=== YOUR GOAL ===
Repeat each line exactly as it is written.

=== RECORDED DATA ===
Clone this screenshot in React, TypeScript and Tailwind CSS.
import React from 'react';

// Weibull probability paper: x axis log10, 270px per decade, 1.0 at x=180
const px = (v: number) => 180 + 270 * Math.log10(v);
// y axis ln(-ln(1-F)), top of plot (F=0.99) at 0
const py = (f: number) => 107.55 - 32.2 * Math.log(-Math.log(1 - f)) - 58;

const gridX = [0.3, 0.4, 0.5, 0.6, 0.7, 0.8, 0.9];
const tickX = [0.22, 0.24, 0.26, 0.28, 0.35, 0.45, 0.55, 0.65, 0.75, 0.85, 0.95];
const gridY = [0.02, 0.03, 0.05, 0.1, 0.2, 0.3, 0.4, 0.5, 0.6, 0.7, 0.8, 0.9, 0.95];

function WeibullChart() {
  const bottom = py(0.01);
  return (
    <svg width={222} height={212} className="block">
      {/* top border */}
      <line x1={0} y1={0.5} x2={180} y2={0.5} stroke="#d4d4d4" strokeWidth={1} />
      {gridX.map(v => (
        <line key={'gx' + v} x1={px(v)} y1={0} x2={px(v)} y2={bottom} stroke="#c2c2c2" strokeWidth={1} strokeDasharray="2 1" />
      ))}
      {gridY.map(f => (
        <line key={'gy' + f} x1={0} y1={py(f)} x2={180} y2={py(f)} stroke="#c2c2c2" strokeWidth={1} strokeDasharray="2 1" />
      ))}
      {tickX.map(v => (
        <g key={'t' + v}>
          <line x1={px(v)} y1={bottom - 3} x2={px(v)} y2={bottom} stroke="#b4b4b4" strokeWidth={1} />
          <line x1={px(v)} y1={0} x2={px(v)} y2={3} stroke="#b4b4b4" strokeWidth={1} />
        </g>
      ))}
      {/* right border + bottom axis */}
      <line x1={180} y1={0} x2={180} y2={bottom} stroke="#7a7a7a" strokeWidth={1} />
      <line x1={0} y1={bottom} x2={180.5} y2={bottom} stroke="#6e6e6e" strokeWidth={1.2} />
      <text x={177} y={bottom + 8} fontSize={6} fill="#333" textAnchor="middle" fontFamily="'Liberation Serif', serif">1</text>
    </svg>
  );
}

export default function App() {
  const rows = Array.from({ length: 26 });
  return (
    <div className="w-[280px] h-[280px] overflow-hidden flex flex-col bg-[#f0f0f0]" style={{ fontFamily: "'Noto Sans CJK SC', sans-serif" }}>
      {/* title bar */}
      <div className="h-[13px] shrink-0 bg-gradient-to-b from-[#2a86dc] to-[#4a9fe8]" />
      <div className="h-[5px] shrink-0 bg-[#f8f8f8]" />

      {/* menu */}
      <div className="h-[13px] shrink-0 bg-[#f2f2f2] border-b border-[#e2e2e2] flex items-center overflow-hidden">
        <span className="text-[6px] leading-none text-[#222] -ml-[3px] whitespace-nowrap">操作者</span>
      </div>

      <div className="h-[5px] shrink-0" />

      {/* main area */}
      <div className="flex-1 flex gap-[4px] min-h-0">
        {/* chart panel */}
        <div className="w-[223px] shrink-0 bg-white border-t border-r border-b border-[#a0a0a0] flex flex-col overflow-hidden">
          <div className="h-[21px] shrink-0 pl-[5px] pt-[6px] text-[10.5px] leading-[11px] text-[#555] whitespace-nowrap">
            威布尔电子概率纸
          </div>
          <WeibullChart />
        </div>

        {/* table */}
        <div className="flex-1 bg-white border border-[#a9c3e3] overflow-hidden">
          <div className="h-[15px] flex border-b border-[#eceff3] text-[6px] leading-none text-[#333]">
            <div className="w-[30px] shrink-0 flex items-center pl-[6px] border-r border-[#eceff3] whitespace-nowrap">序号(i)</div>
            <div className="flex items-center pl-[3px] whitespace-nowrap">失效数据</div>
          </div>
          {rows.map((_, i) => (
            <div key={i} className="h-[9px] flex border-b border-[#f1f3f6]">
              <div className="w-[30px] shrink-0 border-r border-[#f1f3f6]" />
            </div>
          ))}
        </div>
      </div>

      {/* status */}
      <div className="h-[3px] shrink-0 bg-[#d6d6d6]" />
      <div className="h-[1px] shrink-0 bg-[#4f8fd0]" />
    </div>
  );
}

=== FULL OUTPUT ===
Clone this screenshot in React, TypeScript and Tailwind CSS.
import React from 'react';

// Weibull probability paper: x axis log10, 270px per decade, 1.0 at x=180
const px = (v: number) => 180 + 270 * Math.log10(v);
// y axis ln(-ln(1-F)), top of plot (F=0.99) at 0
const py = (f: number) => 107.55 - 32.2 * Math.log(-Math.log(1 - f)) - 58;

const gridX = [0.3, 0.4, 0.5, 0.6, 0.7, 0.8, 0.9];
const tickX = [0.22, 0.24, 0.26, 0.28, 0.35, 0.45, 0.55, 0.65, 0.75, 0.85, 0.95];
const gridY = [0.02, 0.03, 0.05, 0.1, 0.2, 0.3, 0.4, 0.5, 0.6, 0.7, 0.8, 0.9, 0.95];

function WeibullChart() {
  const bottom = py(0.01);
  return (
    <svg width={222} height={212} className="block">
      {/* top border */}
      <line x1={0} y1={0.5} x2={180} y2={0.5} stroke="#d4d4d4" strokeWidth={1} />
      {gridX.map(v => (
        <line key={'gx' + v} x1={px(v)} y1={0} x2={px(v)} y2={bottom} stroke="#c2c2c2" strokeWidth={1} strokeDasharray="2 1" />
      ))}
      {gridY.map(f => (
        <line key={'gy' + f} x1={0} y1={py(f)} x2={180} y2={py(f)} stroke="#c2c2c2" strokeWidth={1} strokeDasharray="2 1" />
      ))}
      {tickX.map(v => (
        <g key={'t' + v}>
          <line x1={px(v)} y1={bottom - 3} x2={px(v)} y2={bottom} stroke="#b4b4b4" strokeWidth={1} />
          <line x1={px(v)} y1={0} x2={px(v)} y2={3} stroke="#b4b4b4" strokeWidth={1} />
        </g>
      ))}
      {/* right border + bottom axis */}
      <line x1={180} y1={0} x2={180} y2={bottom} stroke="#7a7a7a" strokeWidth={1} />
      <line x1={0} y1={bottom} x2={180.5} y2={bottom} stroke="#6e6e6e" strokeWidth={1.2} />
      <text x={177} y={bottom + 8} fontSize={6} fill="#333" textAnchor="middle" fontFamily="'Liberation Serif', serif">1</text>
    </svg>
  );
}

export default function App() {
  const rows = Array.from({ length: 26 });
  return (
    <div className="w-[280px] h-[280px] overflow-hidden flex flex-col bg-[#f0f0f0]" style={{ fontFamily: "'Noto Sans CJK SC', sans-serif" }}>
      {/* title bar */}
      <div className="h-[13px] shrink-0 bg-gradient-to-b from-[#2a86dc] to-[#4a9fe8]" />
      <div className="h-[5px] shrink-0 bg-[#f8f8f8]" />

      {/* menu */}
      <div className="h-[13px] shrink-0 bg-[#f2f2f2] border-b border-[#e2e2e2] flex items-center overflow-hidden">
        <span className="text-[6px] leading-none text-[#222] -ml-[3px] whitespace-nowrap">操作者</span>
      </div>

      <div className="h-[5px] shrink-0" />

      {/* main area */}
      <div className="flex-1 flex gap-[4px] min-h-0">
        {/* chart panel */}
        <div className="w-[223px] shrink-0 bg-white border-t border-r border-b border-[#a0a0a0] flex flex-col overflow-hidden">
          <div className="h-[21px] shrink-0 pl-[5px] pt-[6px] text-[10.5px] leading-[11px] text-[#555] whitespace-nowrap">
            威布尔电子概率纸
          </div>
          <WeibullChart />
        </div>

        {/* table */}
        <div className="flex-1 bg-white border border-[#a9c3e3] overflow-hidden">
          <div className="h-[15px] flex border-b border-[#eceff3] text-[6px] leading-none text-[#333]">
            <div className="w-[30px] shrink-0 flex items-center pl-[6px] border-r border-[#eceff3] whitespace-nowrap">序号(i)</div>
            <div className="flex items-center pl-[3px] whitespace-nowrap">失效数据</div>
          </div>
          {rows.map((_, i) => (
            <div key={i} className="h-[9px] flex border-b border-[#f1f3f6]">
              <div className="w-[30px] shrink-0 border-r border-[#f1f3f6]" />
            </div>
          ))}
        </div>
      </div>

      {/* status */}
      <div className="h-[3px] shrink-0 bg-[#d6d6d6]" />
      <div className="h-[1px] shrink-0 bg-[#4f8fd0]" />
    </div>
  );
}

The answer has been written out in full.